Founded in January 1998, Casa Alianza Nicaragua proceeded from a long history of support from Nicaragua's first two freely elected presidents. Both Violeta Chamorro and Arnoldo Aleman publicly expressed support for bringing Casa Alianza to Nicaragua, and ultimately Covenant House moved for its foundation. Following its foundation in January 1998, August of the same year saw the opening of a residential program for 26 boys and 8 girls coming off the streets. Although Casa Alianza Nicaragua's age range was 14–18 in its early existence, it quickly moved to a range of approximately 10–20 in response to the nation's need. In 2001, Casa Alianza Nicaragua opened a young mothers program for 15 mothers and their babies as well as a separate residence for 25 formerly homeless young girls. In 2003, the Conrad N. Hilton Home in Managua was completed and formally dedicated with the help of a US$1.0 million prize stemming from the Conrad N. Hilton Humanitarian Award. The home would house 94 beds for formerly homeless young boys and girls.

Casa Alianza Nicaragua participated in the 2010 Street Child World Cup in Durban, South Africa, placing in a tie for 3rd with the United Kingdom.

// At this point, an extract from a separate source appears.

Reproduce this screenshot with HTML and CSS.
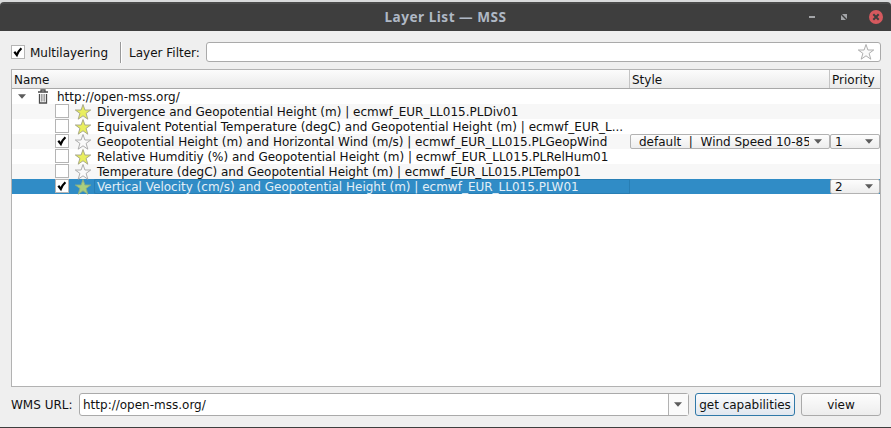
FILE: index.html
```
<!DOCTYPE html>
<html lang="en">
<head>
<meta charset="utf-8">
<title>Layer List — MSS</title>
<link rel="stylesheet" href="styles.css">
</head>
<body>
<svg class="defs" width="0" height="0">
  <symbol id="star" viewBox="0 0 16 16"><path d="M8 .5 9.9 6H15.7L11.1 9.4 12.8 15.2 8 11.8 3.2 15.2 4.9 9.4 .3 6H6.1Z"/></symbol>
  <symbol id="check" viewBox="0 0 14 14"><path d="M3.3 6.8 5.8 10Q7.2 6.2 10.4 3.2" fill="none" stroke="#000" stroke-width="2.2"/></symbol>
  <symbol id="arrow" viewBox="0 0 8 5"><path d="M0 .3H8L4 4.7Z" fill="#5b5b5b"/></symbol>
</svg>
<div class="window">
  <header class="titlebar">
    <h1 class="title">Layer List — MSS</h1>
    <div class="controls">
      <svg width="76" height="16" viewBox="0 0 76 16">
        <path d="M1 8H7" stroke="#a3a5a8" stroke-width="2"/>
        <path d="M34 5H39V10ZM33 6V11H38Z" fill="#a3a5a8"/>
        <circle cx="68" cy="8" r="7" fill="#d5595e"/>
        <path d="M65.3 5.3 70.7 10.7M70.7 5.3 65.3 10.7" stroke="#3e3e3e" stroke-width="2"/>
      </svg>
    </div>
  </header>
  <main class="content">
    <div class="toolbar">
      <span class="box"><svg><use href="#check"/></svg></span>
      <span class="multi">Multilayering</span>
      <span class="separator"></span>
      <span class="filter-label">Layer Filter:</span>
      <div class="filter"><svg class="star empty"><use href="#star"/></svg></div>
    </div>
    <div class="tree">
      <div class="row head"><div>Name</div><div>Style</div><div>Priority</div></div>
      <div class="row root"><div class="name">
        <svg class="arrow"><use href="#arrow"/></svg>
        <svg class="trash" viewBox="0 0 12 15"><path d="M1 3H11M4 2.5V1H8V2.5M2.5 5V14H9.5V5" fill="none" stroke="#4c4c4c" stroke-width="1.3"/><path d="M4 5H8V12.5H4Z" fill="#c4c4c4"/><path d="M4.5 5V12.5M7.5 5V12.5" stroke="#999" stroke-width=".8"/></svg>
        <span class="text">http://open-mss.org/</span></div></div>
      <div class="row"><div class="name"><span class="box"></span><svg class="star"><use href="#star"/></svg><span class="label">Divergence and Geopotential Height (m) | ecmwf_EUR_LL015.PLDiv01</span></div></div>
      <div class="row"><div class="name"><span class="box"></span><svg class="star"><use href="#star"/></svg><span class="label">Equivalent Potential Temperature (degC) and Geopotential Height (m) | ecmwf_EUR_L...</span></div></div>
      <div class="row"><div class="name"><span class="box"><svg><use href="#check"/></svg></span><svg class="star empty"><use href="#star"/></svg><span class="label">Geopotential Height (m) and Horizontal Wind (m/s) | ecmwf_EUR_LL015.PLGeopWind</span></div>
        <div class="combo style"><span class="value">default &nbsp;| &nbsp;Wind Speed 10-85</span><svg class="arrow"><use href="#arrow"/></svg></div>
        <div class="combo priority"><span class="value">1</span><svg class="arrow"><use href="#arrow"/></svg></div></div>
      <div class="row"><div class="name"><span class="box"></span><svg class="star"><use href="#star"/></svg><span class="label">Relative Humditiy (%) and Geopotential Height (m) | ecmwf_EUR_LL015.PLRelHum01</span></div></div>
      <div class="row"><div class="name"><span class="box"></span><svg class="star empty"><use href="#star"/></svg><span class="label">Temperature (degC) and Geopotential Height (m) | ecmwf_EUR_LL015.PLTemp01</span></div></div>
      <div class="row selected"><div class="name"><span class="box"><svg><use href="#check"/></svg></span><svg class="star"><use href="#star"/></svg><span class="label">Vertical Velocity (cm/s) and Geopotential Height (m) | ecmwf_EUR_LL015.PLW01</span></div>
        <div></div>
        <div class="combo priority"><span class="value">2</span><svg class="arrow"><use href="#arrow"/></svg></div></div>
    </div>
    <div class="footer">
      <span class="url-label">WMS URL:</span>
      <div class="url"><span class="text">http://open-mss.org/</span><div class="drop"><svg class="arrow"><use href="#arrow"/></svg></div></div>
      <button class="button primary">get capabilities</button>
      <button class="button view">view</button>
    </div>
  </main>
</div>
</body>
</html>
```
FILE: styles.css
```
* { box-sizing: border-box; }
body { margin: 0; background: #d9dadb; font: 12px/15px "DejaVu Sans", sans-serif; color: #111; overflow: hidden; }
svg { display: block; flex: none; }
.defs { position: absolute; }
.window { height: 428px; padding-top: 2px; display: flex; flex-direction: column; }
.titlebar { height: 29px; flex: none; display: grid; grid-template-columns: 1fr auto 1fr; align-items: center; background: #3e3e3e; border-top: 2px solid #4b4b4b; border-radius: 4px 4px 0 0; }
.title { grid-column: 2; margin: 0; padding-bottom: 2px; font: 700 13.6px/18px "Noto Sans", sans-serif; color: #afb8c5; letter-spacing: .5px; }
.controls { justify-self: end; padding: 0 7px 1px 0; }
.content { flex: 1; padding: 10px 10px 0 11px; background: #efefef; border-bottom: 1px solid #3e3e3e; }
.toolbar { height: 22px; display: flex; align-items: center; }
.box { width: 14px; height: 14px; flex: none; border: 1px solid #b5b5b5; background: #fff; }
.box svg { width: 14px; height: 14px; margin: -1px; }
.multi { width: 90px; margin-left: 5px; }
.multi, .filter-label, .url-label { padding-top: 2px; }
.separator { width: 2px; height: 21px; margin-right: 7px; border-left: 1px solid #999; border-right: 1px solid #fff; }
.filter-label { width: 76px; white-space: nowrap; }
.filter { margin-left: 1px; width: 675px; height: 20px; display: flex; align-items: center; justify-content: flex-end; padding-right: 6px; border: 1px solid #aaa; border-radius: 3px; background: #fff; }
.star { width: 16px; height: 16px; fill: #e9ee5e; stroke: #a2a286; stroke-width: .9; overflow: visible; }
.star.empty { fill: #fafafa; stroke: #a5a5a5; }
.tree { height: 318px; margin-top: 6px; background: #fff; border: 1px solid #b2b2b2; }
.row { display: grid; grid-template: 100% / 618px 200px 50px; height: 15px; white-space: nowrap; }
.row:nth-child(odd) { background: #f7f7f7; }
.row.head { height: 19px; line-height: 20px; background: linear-gradient(#fcfcfc, #eaeaea); border-bottom: 1px solid #a8a8a8; }
.head > div { padding-left: 2px; border-right: 1px solid #c4c4c4; }
.head > div:last-child { border-right: 0; }
.name { display: flex; align-items: flex-start; padding-left: 43px; height: 15px; }
.name .star { margin-left: 6px; }
.label { padding: 1px 0 0 6px; }
.arrow { width: 8px; height: 5px; }
.root .name { padding-left: 6px; }
.root .arrow { margin-top: 5px; }
.trash { width: 12px; height: 15px; margin: 0 8px 0 11px; }
.text { padding-top: 1px; }
.row.selected { background: #308cc6; color: #e3eff7; }
.row.selected .star { fill: #abcf7d; stroke: #8cae83; }
.selected .name { border-right: 1px solid #287eb4; }
.selected .label { flex: 1; height: 15px; margin-left: 3px; padding: 0 0 0 2px; border: 1px solid #287eb4; border-right: 0; border-radius: 2px 0 0 2px; }
.combo { height: 15px; display: flex; align-items: center; justify-content: space-between; overflow: hidden; border: 1px solid #b2b2b2; border-radius: 2px; background: linear-gradient(#fdfdfd, #ededed); color: #111; line-height: 13px; }
.value { padding-top: 2px; }
.combo.style { padding: 0 7px 0 8px; }
.combo.style .value { width: 170px; overflow: hidden; }
.combo.priority { padding: 0 6px 0 4px; }
.footer { height: 23px; margin-top: 6px; display: flex; align-items: center; }
.url-label { width: 68px; white-space: nowrap; }
.url { width: 610px; height: 23px; display: flex; align-items: center; justify-content: space-between; padding-left: 3px; border: 1px solid #aaa; border-radius: 3px; background: #fff; }
.drop { width: 20px; height: 21px; display: flex; align-items: center; justify-content: center; padding-right: 2px; border-left: 1px solid #b2b2b2; background: #fafafa; }
.button { width: 80px; height: 23px; padding: 2px 0 0; font: inherit; color: #111; border: 1px solid #aaa; border-radius: 3px; background: linear-gradient(#fdfdfd, #ededed); white-space: nowrap; }
.button.primary { width: 100px; margin: 0 6px; border-color: #3079a8; background: linear-gradient(#fafbfd, #e1e7ef); }
```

== José Manuel Capellín ==
Having served at one time or another as National Director of Casa Alianza in each of its four countries, as well as 20 years as the National Director of Casa Alianza Honduras, José Manuel ("Menin") Capellín is perhaps the most consistent, well-known and well-respected figure of Casa Alianza's 29-year history in Latin America. The Spaniard was recognized in 2008 as one of 13 Modern Heroes in the Fight Against Human Trafficking, an honor bestowed by the U.S. Department of State in its annual Trafficking in Persons Report. Menin retired from the post as National Director of Casa Alianza Honduras in 2012.